A friend recently sent me a link to THIS STORY by NPR about a researcher in the 1970s who noticed that the Inuit community where she was staying had very strong cultural expectations about people controlling their negative emotions (especially anger and disappointment). Although they never raised their voices to reprimand their children, all of the children grew up to have this iron self-control. With further observation, Ms. Briggs saw that the people she was staying with helped form their children’s behavior through storytelling, and helped them learn to control their own emotions through play-acting and humor.
What We Can Learn
Those of you who have read my book, Joyful Toddlers & Preschoolers: Create A Life that You and Your Child Both Love, might be noticing some similarities right around now. I also talk about using imagination, humor, and playfulness to help children learn to control their actions and their level of arousal (recovering from disappointment and being mad).
In addition to just saying “this works,” it can be helpful to look at why it works. First, we know from extensive research (that I share in my book) that children do best when the adults in their lives have high expectations paired with high warmth. The people that Ms. Briggs was with seem to be experts at this! Emotional self-regulation (calming down when we’re angry or upset) and Behavioral self-regulation (not yelling even when we feel like it) are hugely important skills that are learned in early childhood, and serve us for the rest of our lives. I can only imagine that when a person grows up in a sod hut in the Tundra as described in the article, that self-control is even more important than it is in today’s mainstream culture. But while it may not mean life-and-death for today’s kids, research shows that children’s impulse control at age four is highly correlated with future success in school, in their careers, and in their marriages.
How Self-Control Has Fallen Out of Fashion
While self-regulation is one of the most important skills learned in early childhood, our mainstream culture seems to have forgotten that. Instead, we are encouraged to raise opinionated kids who are encouraged to be “in charge” and feel free to express their feelings at all times. This is known as Permissive parenting. Unfortunately however, raising kids who able to do whatever they want while they’re young tends to lead NOT to strong, self-directed adults who will follow their dreams. Instead, it leads to adults who are used to doing what feels good, and have a hard time when things don’t go their way. Manifesting dreams requires not only vision, but the ability to stick with it and put in the work even when it’s not enjoyable. It requires self control.
How Do We Teach Self Control?
However, how do we teach children to do things they don’t feel like doing? Aggression towards children, whether physical (hitting/spanking) or emotional (yelling/punishing), damage kids and don’t tend to lead to good outcomes anyhow. Not to mention that hitting and yelling are not great ways to teach children not to hit or yell. So, how do we maintain those high expectations? Many of today’s parents who don’t want to yell or hit end up sliding into Permissive parenting because they have nothing to take the place of aggression.

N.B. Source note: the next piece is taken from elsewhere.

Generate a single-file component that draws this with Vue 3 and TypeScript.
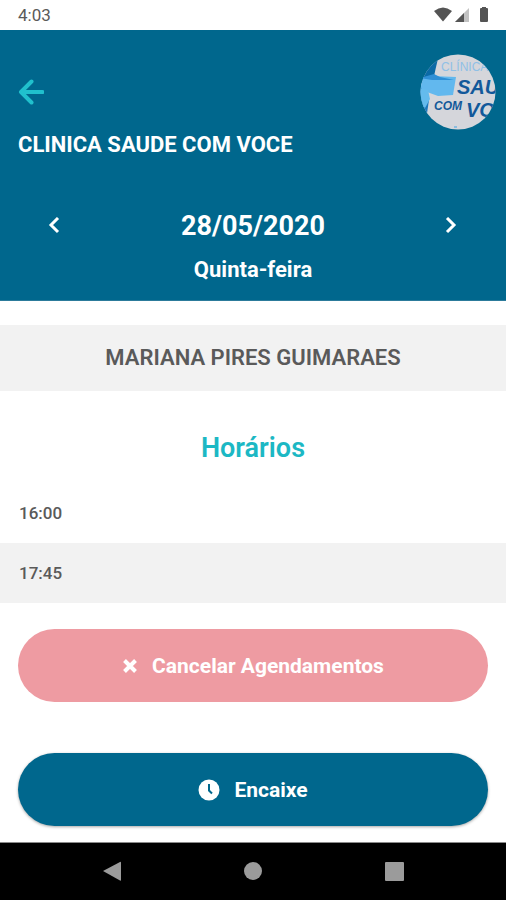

This is where the Inuit culture highlighted in the NPR story can teach us some lessons. Using stories, humor, and practicing through play are such great tools to help children learn this important skill. Their stories were appropriate to their culture and their times, and people in the article laughingly shared stories from their childhoods about sea monsters stealing children to give them to other families. My book, Joyful Toddlers & Preschoolers, offers many suggestions for today’s families to use in order to weave imagination, humor, and playfulness into their high expectations, helping children grow into their own self-control. And with self-control, those kids will grow up into adults who will know that they have what it takes to transform their dreams into reality.